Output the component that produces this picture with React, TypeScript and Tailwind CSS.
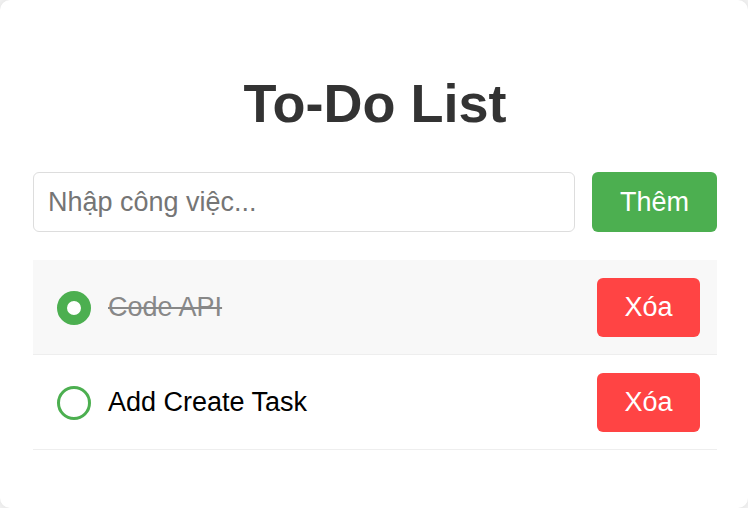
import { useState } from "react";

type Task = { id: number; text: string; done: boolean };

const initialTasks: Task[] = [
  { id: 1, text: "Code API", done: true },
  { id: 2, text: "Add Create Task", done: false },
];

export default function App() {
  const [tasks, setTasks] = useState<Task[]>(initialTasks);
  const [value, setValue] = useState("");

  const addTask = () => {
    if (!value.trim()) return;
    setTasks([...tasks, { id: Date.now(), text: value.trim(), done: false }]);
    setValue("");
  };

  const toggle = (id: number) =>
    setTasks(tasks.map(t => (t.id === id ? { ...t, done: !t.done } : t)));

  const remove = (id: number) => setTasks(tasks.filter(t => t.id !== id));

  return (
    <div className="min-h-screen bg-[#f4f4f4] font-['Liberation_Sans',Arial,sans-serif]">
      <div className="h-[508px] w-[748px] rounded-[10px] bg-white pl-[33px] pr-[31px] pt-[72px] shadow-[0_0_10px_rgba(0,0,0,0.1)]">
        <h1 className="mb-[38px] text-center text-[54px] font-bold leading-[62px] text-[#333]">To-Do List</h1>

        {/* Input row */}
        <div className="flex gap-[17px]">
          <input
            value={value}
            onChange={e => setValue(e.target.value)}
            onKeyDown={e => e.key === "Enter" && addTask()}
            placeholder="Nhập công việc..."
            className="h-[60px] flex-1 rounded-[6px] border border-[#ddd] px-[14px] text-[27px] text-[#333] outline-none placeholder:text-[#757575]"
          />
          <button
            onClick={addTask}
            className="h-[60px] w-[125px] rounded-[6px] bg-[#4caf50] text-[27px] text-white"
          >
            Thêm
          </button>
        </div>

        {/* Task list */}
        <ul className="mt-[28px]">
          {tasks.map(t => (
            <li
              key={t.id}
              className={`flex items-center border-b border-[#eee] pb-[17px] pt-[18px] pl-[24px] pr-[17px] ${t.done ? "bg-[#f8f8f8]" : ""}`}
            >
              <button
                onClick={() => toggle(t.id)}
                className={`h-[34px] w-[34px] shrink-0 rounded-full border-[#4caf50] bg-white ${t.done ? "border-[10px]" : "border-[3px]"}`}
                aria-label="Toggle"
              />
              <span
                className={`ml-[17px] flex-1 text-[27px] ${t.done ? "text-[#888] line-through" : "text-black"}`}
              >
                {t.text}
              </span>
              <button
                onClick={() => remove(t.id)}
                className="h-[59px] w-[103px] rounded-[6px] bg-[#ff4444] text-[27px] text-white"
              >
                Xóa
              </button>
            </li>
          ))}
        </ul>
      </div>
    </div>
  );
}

▶ [What to work on] Please write out all of the material above without changing a word, and omit any pictures.

▶ [Exercise answer]
Output the component that produces this picture with React, TypeScript and Tailwind CSS.
import { useState } from "react";

type Task = { id: number; text: string; done: boolean };

const initialTasks: Task[] = [
  { id: 1, text: "Code API", done: true },
  { id: 2, text: "Add Create Task", done: false },
];

export default function App() {
  const [tasks, setTasks] = useState<Task[]>(initialTasks);
  const [value, setValue] = useState("");

  const addTask = () => {
    if (!value.trim()) return;
    setTasks([...tasks, { id: Date.now(), text: value.trim(), done: false }]);
    setValue("");
  };

  const toggle = (id: number) =>
    setTasks(tasks.map(t => (t.id === id ? { ...t, done: !t.done } : t)));

  const remove = (id: number) => setTasks(tasks.filter(t => t.id !== id));

  return (
    <div className="min-h-screen bg-[#f4f4f4] font-['Liberation_Sans',Arial,sans-serif]">
      <div className="h-[508px] w-[748px] rounded-[10px] bg-white pl-[33px] pr-[31px] pt-[72px] shadow-[0_0_10px_rgba(0,0,0,0.1)]">
        <h1 className="mb-[38px] text-center text-[54px] font-bold leading-[62px] text-[#333]">To-Do List</h1>

        {/* Input row */}
        <div className="flex gap-[17px]">
          <input
            value={value}
            onChange={e => setValue(e.target.value)}
            onKeyDown={e => e.key === "Enter" && addTask()}
            placeholder="Nhập công việc..."
            className="h-[60px] flex-1 rounded-[6px] border border-[#ddd] px-[14px] text-[27px] text-[#333] outline-none placeholder:text-[#757575]"
          />
          <button
            onClick={addTask}
            className="h-[60px] w-[125px] rounded-[6px] bg-[#4caf50] text-[27px] text-white"
          >
            Thêm
          </button>
        </div>

        {/* Task list */}
        <ul className="mt-[28px]">
          {tasks.map(t => (
            <li
              key={t.id}
              className={`flex items-center border-b border-[#eee] pb-[17px] pt-[18px] pl-[24px] pr-[17px] ${t.done ? "bg-[#f8f8f8]" : ""}`}
            >
              <button
                onClick={() => toggle(t.id)}
                className={`h-[34px] w-[34px] shrink-0 rounded-full border-[#4caf50] bg-white ${t.done ? "border-[10px]" : "border-[3px]"}`}
                aria-label="Toggle"
              />
              <span
                className={`ml-[17px] flex-1 text-[27px] ${t.done ? "text-[#888] line-through" : "text-black"}`}
              >
                {t.text}
              </span>
              <button
                onClick={() => remove(t.id)}
                className="h-[59px] w-[103px] rounded-[6px] bg-[#ff4444] text-[27px] text-white"
              >
                Xóa
              </button>
            </li>
          ))}
        </ul>
      </div>
    </div>
  );
}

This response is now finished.